Evet. Türkiye'ye ilişkin çok fazla bir şey bilmediğimi fark ettim. Önceki gün, Ankara'nın 25.000 kişiden 2.5 milyona ulaşmasına ilişkin konuşuyorduk. Ne müthiş bir büyüme. Oraya bir başkent kurmak ne müthiş bir fikir. Türkiye'yi Batılı anlamda bir devlet haline getirmeye çalışan bir adamın, Mustafa Kemal Atatürk'ün başkenti Asya'ya yerleştirmesi ilginç. Büyük bir tartışma yaratmamış mı bu acaba? Atatürk, oranın daha korunaklı olduğunu söylemiş. Ankara gerçekten çok ilginç.

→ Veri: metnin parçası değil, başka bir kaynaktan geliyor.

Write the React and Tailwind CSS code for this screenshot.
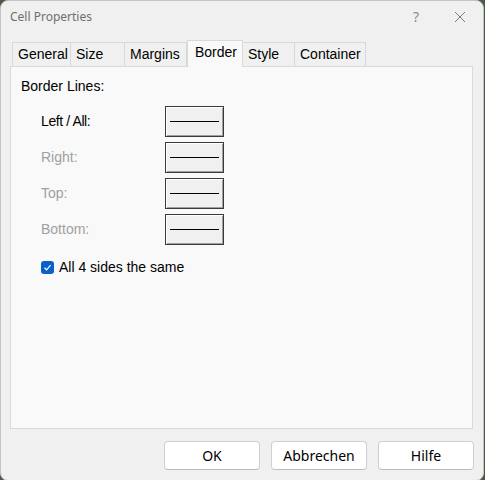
import React from 'react';

const tabs = [
  { label: 'General', w: 59 },
  { label: 'Size', w: 54 },
  { label: 'Margins', w: 62 },
  { label: 'Border', w: 56, active: true },
  { label: 'Style', w: 52 },
  { label: 'Container', w: 71 },
];

const rows = [
  { label: 'Left / All:', enabled: true },
  { label: 'Right:' },
  { label: 'Top:' },
  { label: 'Bottom:' },
];

const sans = { fontFamily: '"Liberation Sans", sans-serif' };

function LineButton() {
  return (
    <div className="h-[31px] w-[59px] border border-[#3a3a3a] bg-[#f0f0f0] shadow-[inset_1px_1px_0_#ffffff,inset_-1px_-1px_0_#a0a0a0] flex items-center justify-center">
      <div className="h-px w-[49px] bg-black" />
    </div>
  );
}

export default function App() {
  return (
    <div className="w-[485px] h-[480px] bg-[#4c5a44] overflow-hidden" style={{ fontFamily: '"Noto Sans", "Liberation Sans", sans-serif' }}>
      <div className="w-[484px] h-[481px] rounded-[8px] bg-[#f0f0f0] border border-[#c4c4c4] flex flex-col">
        {/* title bar */}
        <div className="h-[31px] flex items-center pl-[9px] text-[12px] text-[#6e6e6e]">
          <span className="flex-1">Cell Properties</span>
          <span className="w-[20px] text-center text-[14px] text-[#8a8a8a] mr-[28px]">?</span>
          <svg width="12" height="12" viewBox="0 0 12 12" className="mr-[17px]">
            <path d="M1 1L11 11M11 1L1 11" stroke="#7a7a7a" strokeWidth="1" />
          </svg>
        </div>

        {/* tabs */}
        <div className="pl-[11px] mt-[9px] flex items-end h-[25px] relative z-10" style={sans}>
          {tabs.map((t) =>
            t.active ? (
              <div
                key={t.label}
                style={{ width: t.w }}
                className="h-[27px] -mb-px bg-[#f9f9f9] border border-b-0 border-[#d9d9d9] pl-[7px] pt-[1px] text-[14px] text-black"
              >
                {t.label}
              </div>
            ) : (
              <div
                key={t.label}
                style={{ width: t.w }}
                className="h-[24px] bg-[#f0f0f0] border border-b-0 border-l-0 first:border-l border-[#d9d9d9] pl-[5px] pt-[1px] text-[14px] text-black"
              >
                {t.label}
              </div>
            )
          )}
        </div>

        {/* panel */}
        <div className="ml-[9px] mr-[10px] h-[363px] bg-[#f9f9f9] border border-[#d9d9d9] pt-[9px] pl-[10px]">
          <div className="text-[14px] text-black leading-[20px]" style={sans}>
            Border Lines:
          </div>
          <div className="mt-[10px] flex flex-col gap-[5px]">
            {rows.map((r) => (
              <div key={r.label} className="flex items-center h-[31px]">
                <span
                  className={`w-[144px] pl-[20px] text-[14px] ${r.enabled ? 'text-black tracking-[-0.4px]' : 'text-[#a0a0a0]'}`}
                  style={sans}
                >
                  {r.label}
                </span>
                <LineButton />
              </div>
            ))}
          </div>
          <div className="mt-[12px] ml-[20px] flex items-center gap-[5px]">
            <span className="w-[13px] h-[13px] rounded-[3px] bg-[#0a5fc8] flex items-center justify-center">
              <svg width="9" height="9" viewBox="0 0 9 9">
                <path d="M1.5 4.8L3.6 6.8L7.6 2.2" stroke="#ffffff" strokeWidth="1.2" fill="none" />
              </svg>
            </span>
            <span className="text-[14px] text-black" style={sans}>
              All 4 sides the same
            </span>
          </div>
        </div>

        {/* buttons */}
        <div className="mt-[12px] flex justify-end gap-[11px] pr-[9px]">
          {['OK', 'Abbrechen', 'Hilfe'].map((b) => (
            <button
              key={b}
              className="w-[96px] h-[29px] rounded-[4px] bg-white border border-[#d0d0d0] border-b-[#bdbdbd] text-[14px] text-black"
            >
              {b}
            </button>
          ))}
        </div>
      </div>
    </div>
  );
}
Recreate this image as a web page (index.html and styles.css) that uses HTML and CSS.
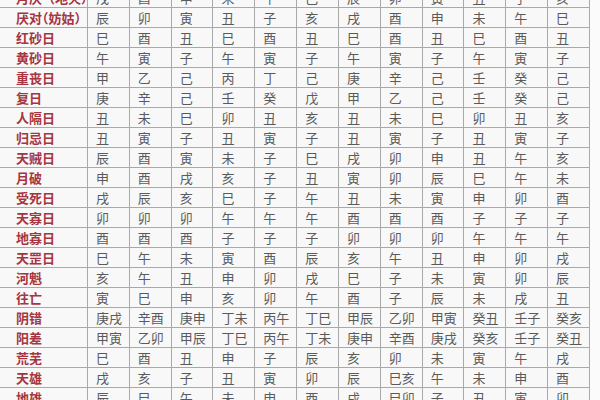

Bir yerde, mimarlığın mitsel inançlarla olan bağından söz ediyordunuz..Bugün artık pek değil, hattâ belki bugün de mimarlık çok temel şeyleri ifade etmeye çalışıyor. Örneğin, eski günlerde bir budist bir stupa inşa ediyordu. Bir stupada gökyüzü ile toprak arasında ekseni simgeleyen bir ahşap direk vardır. "Cennet Bahçesi"nde, Hinduizm'de Mandala'da simgelenenlere bakarsanız Hinduizm'de dışa vurulmayan bir dünya vardır. Yalnızca taştan oluşan bir yapı içinde yapıdır. Ama bu, kozmik güçleri ifade eder. Bugün böyle olmadığını söylüyordum. Bugün bize 40 katlı büro yapıları inşa etmemiz söyleniyor. Dış uzayda kara delikleri simgeleyen bir yapı inşa etmekle karşılaştırıldığında ne aptalca bir sorun. Ama bunu yapmıyoruz, çok daha sıradan bir programımız var. Bugün bile bizim mimarlığımız yaşamımızı yönlendiren ticari güçleri temsil ediyor. Bundan yüzyıl sonra insanlar bir binaya baktıklarında "o yüzyılda insanlar yalnızca para ile ilgiliymişler" diyecekler. Mimarlık gibi bir şey, bazen bilinçli, bazen bilinçsiz olarak bu soyut düşünceleri temsil eder.
Ya "bilgisayar mimarlığı", Gehry'nin Bilbao'su ile birlikte de anılan "heykel mimarlık" olarak adlandırılan yeni yönelime gelince..
Bilbao mükemmel. Sanıyorum, grafik sanatı çerçevesindeki görsel imgelemle arkitektonik kapsamındaki görsel imgelem arasında bir fark var. Tıpkı Le Corbusier gibi büyük mimarların büyük ressam olamayacağı gibi. Aslında ressam olmaya çalıştı, ama resimlerinin hiçbiri yapılarının düzeyinde değildi. Sonra şehir plancısı olmaya çalıştı. Ama O'nun şehir planı fikirleri yapılarıyla yarışacak düzeyde değildi. Dolayısıyla mimarlık için ya da şehir planlama ya da grafik ya da resim için çok iyi olabilecek belirli bir imgelem var. Sanıyorum bugün grafikle mimarlığı harmanlıyoruz. Bence Bilbao, Gehry nedeniyle, çok az sayıdaki istisnadan biri. Gehry gerçekten mimarlıkta müthiş bir usta. Bilbao bilgisayar sanatından ibaret bir şey değil; bir bina, gerçekten çok güzel bir bina. Ama kastettiğiniz yönelimi anlıyorum. Göreceğiz. Ama elbette hepimiz kendi takdirlerimizle sınırlıyız. Ben, yalnızca kendi takdir ettiğimi seviyorum.
Ben mimarlığı, mekânların nasıl kullanıldığına, nesnelerin nasıl göründüğüne ilişkin bir anlayış kombinasyonun bulunması gereken, özel bir sanat, oyun, konu sorun olarak hissediyorum. Bir heykelci, ama aynı zamanda da insanların mekân içerisinde nasıl hareket ettiğini, insanların ışıktan nasıl etkilendiklerini anlayan biri olmalısınız. Çok iyi bir grafik duygusuna sahip olmalısınız. Yalnızca strüktürden, yalnızca grafikten ya da yalnızca sosyal davranıştan anladığınız için mimarlık yapamazsınız. Mimarlık, bunların ilginç bir kombinasyonudur ve bunların hepsi arkitektonik sözlük denen şeye dönüşür.